I'm pretty certain that Tom is depending on the Batt. Kapa. Max value displayed by the hidden service menu. Do any of us really understand what this value means? Do we know whether BMW is reducing the unusable capacity buffer as battery pack capacity degradation occurs this keeping the useable capacity constant? Batt. Kapa. Max has varied by almost 2 kWh in our i3 with no up or down trend, so it seems very difficult to use this value to measure battery pack capacity degradation over time.

There's a finite and fairly small unusable capacity buffer, so if BMW is reducing the size of this buffer to maintain a constant usable capacity, this reduction will have to end with capacity degradation then becoming noticeable. It's just a matter of distance driven and time. Fortunately, BMW seems to have done a good job of minimizing the degradation rate, maybe better than Ford.

I trust the Idaho National Labs to accurately measure battery capacity degradation. Also, based on electrochemistry, battery cell degradation is unavoidable after repeated charge-discharge cycles and even the passage of time. Statistical thermodynamics guarantees that any electrochemical reaction can't be 100% reversible.

 

[i3an]

Art says "Batt. Kapa. Max has varied by almost 2 kWh in our i3 with no up or down trend", but this is not my experience, which has been quite steady with a very small downward trend. I haven't actually cross-referenced it with the battery temperature, but I check the Batt. Kapa. Max about once a month, and always in the morning at full pre-conditioning and full charge, so I am guessing the temperature is pretty much the same, which otherwise could introduce variable readings.

 

[alohart]

Max about once a month, and always in the morning at full pre-conditioning and full charge, so I am guessing the temperature is pretty much the same, which otherwise could introduce variable readings.

I certainly haven't been rigorous controlling the conditions when I've read Batt. Kapa. Max. Temperatures in our Honolulu parking structure parking space don't vary much throughout the day and the year. But I might have read Batt. Kapa. Max at significantly different battery pack temperatures (e.g., just after driving vs. after being parked overnight). To get the most consistent results, the battery pack temperature, another hidden service menu value, should probably be read at the same time as Batt. Kapa. Max. With this temperature information, it might be possible to correct Batt. Kapa. Max for different temperatures.

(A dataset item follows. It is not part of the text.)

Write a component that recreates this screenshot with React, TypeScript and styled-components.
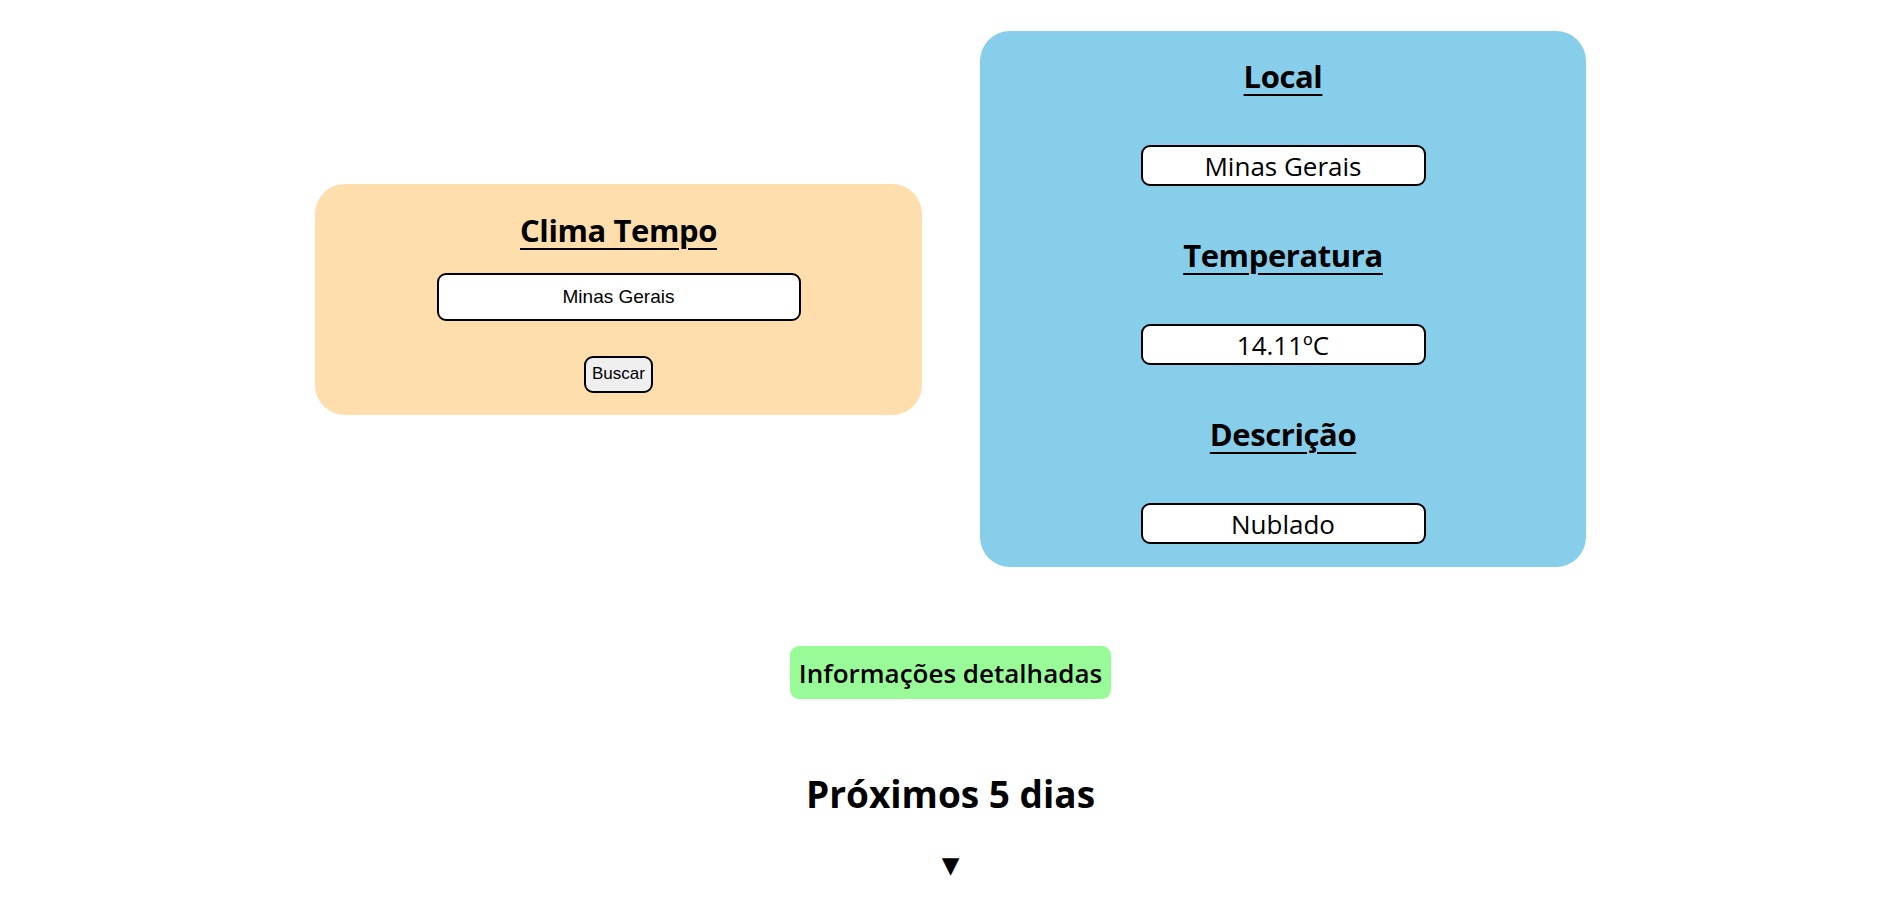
import React from "react";
import styled, { createGlobalStyle } from "styled-components";

const GlobalStyle = createGlobalStyle`
    body {
        margin: 0;
        background: #fff;
        font-family: 'Open Sans', 'Noto Sans', sans-serif;
        color: #000;
    }
`;

const Page = styled.div`
    display: flex;
    flex-direction: column;
    align-items: center;
    padding: 31px 0 0 7px;
`;

const CardsRow = styled.div`
    display: flex;
    align-items: center;
    gap: 58px;
`;

const Card = styled.div<{ $bg: string; $width: number }>`
    display: flex;
    flex-direction: column;
    align-items: center;
    width: ${(p) => p.$width}px;
    box-sizing: border-box;
    background: ${(p) => p.$bg};
    border-radius: 30px;
`;

const SearchCard = styled(Card)`
    padding: 24px 0 22px;
`;

const InfoCard = styled(Card)`
    padding: 23px 0 23px;
`;

const Title = styled.h2`
    margin: 0;
    height: 44px;
    line-height: 44px;
    font-size: 31px;
    font-weight: 700;
    text-decoration: underline;
    text-decoration-thickness: 2px;
    text-underline-offset: 6px;
    letter-spacing: -0.4px;
`;

const SearchInput = styled.input`
    margin-top: 21px;
    width: 364px;
    height: 48px;
    box-sizing: border-box;
    border: 2px solid #000;
    border-radius: 9px;
    background: #fff;
    text-align: center;
    font-family: 'Liberation Sans', Arial, sans-serif;
    font-size: 19px;
    color: #000;
    outline: none;
`;

const SearchButton = styled.button`
    margin-top: 35px;
    height: 37px;
    padding: 0 6px;
    box-sizing: border-box;
    border: 2px solid #000;
    border-radius: 9px;
    background: #efefef;
    font-family: 'Liberation Sans', Arial, sans-serif;
    font-size: 17px;
    color: #000;
    cursor: pointer;
`;

const ValueBox = styled.div<{ $last?: boolean }>`
    margin: 47px 0 ${(p) => (p.$last ? 0 : 47)}px;
    width: 285px;
    height: 41px;
    box-sizing: border-box;
    border: 2px solid #000;
    border-radius: 9px;
    background: #fff;
    display: flex;
    align-items: center;
    justify-content: center;
    font-size: 26px;
    font-weight: 400;
`;

const DetailsButton = styled.button`
    margin-top: 79px;
    width: 321px;
    height: 53px;
    border: none;
    border-radius: 9px;
    background: #98fb98;
    font-family: 'Open Sans', 'Noto Sans', sans-serif;
    font-size: 26px;
    font-weight: 600;
    color: #000;
    padding: 0;
    cursor: pointer;
`;

const ForecastTitle = styled.h1`
    margin: 69px 0 0;
    height: 52px;
    line-height: 52px;
    font-size: 37px;
    font-weight: 700;
`;

const Arrow = styled.div`
    margin-top: 33px;
    font-family: 'DejaVu Sans', sans-serif;
    font-size: 23px;
    line-height: 24px;
    cursor: pointer;
`;

const App = () => {
    return (
        <>
            <GlobalStyle />
            <Page>
                <CardsRow>
                    <SearchCard $bg="#ffdead" $width={607}>
                        <Title>Clima Tempo</Title>
                        <SearchInput readOnly defaultValue="Minas Gerais" />
                        <SearchButton>Buscar</SearchButton>
                    </SearchCard>
                    <InfoCard $bg="#87ceeb" $width={606}>
                        <Title>Local</Title>
                        <ValueBox>Minas Gerais</ValueBox>
                        <Title>Temperatura</Title>
                        <ValueBox>14.11ºC</ValueBox>
                        <Title>Descrição</Title>
                        <ValueBox $last>Nublado</ValueBox>
                    </InfoCard>
                </CardsRow>
                <DetailsButton>Informações detalhadas</DetailsButton>
                <ForecastTitle>Próximos 5 dias</ForecastTitle>
                <Arrow>▼</Arrow>
            </Page>
        </>
    );
};

export default App;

Another variable might be how similar the SOC's of each battery cell are. The more variable these SOC's, the lower the battery pack capacity. I'm pretty certain that the i3's battery management system equalizes the SOC's of the cells, but I don't know how or when this occurs. One way the SOC's of the cells could be equalized would be at the end of a charging session when the cell with the highest SOC has reached full charge (apparently 97% of the actual full charge). Charging at a lower power level could continue with the fully-charged cells being taken out of the charging circuit so that those with lower SOC's could continue charging to their full state (called "top balancing"). If the i3 does this, one would need to leave the EVSE connected for some time after the battery pack appears to be full.

The owner's manual of our Mitsubishi i-MiEV recommended a monthly top balancing procedure of running the SOC of the battery pack down below, I believe, 20%, fully charging the battery pack, and then leaving it charging for several additional hours, but I don't recall reading anything about doing something similar for our i3.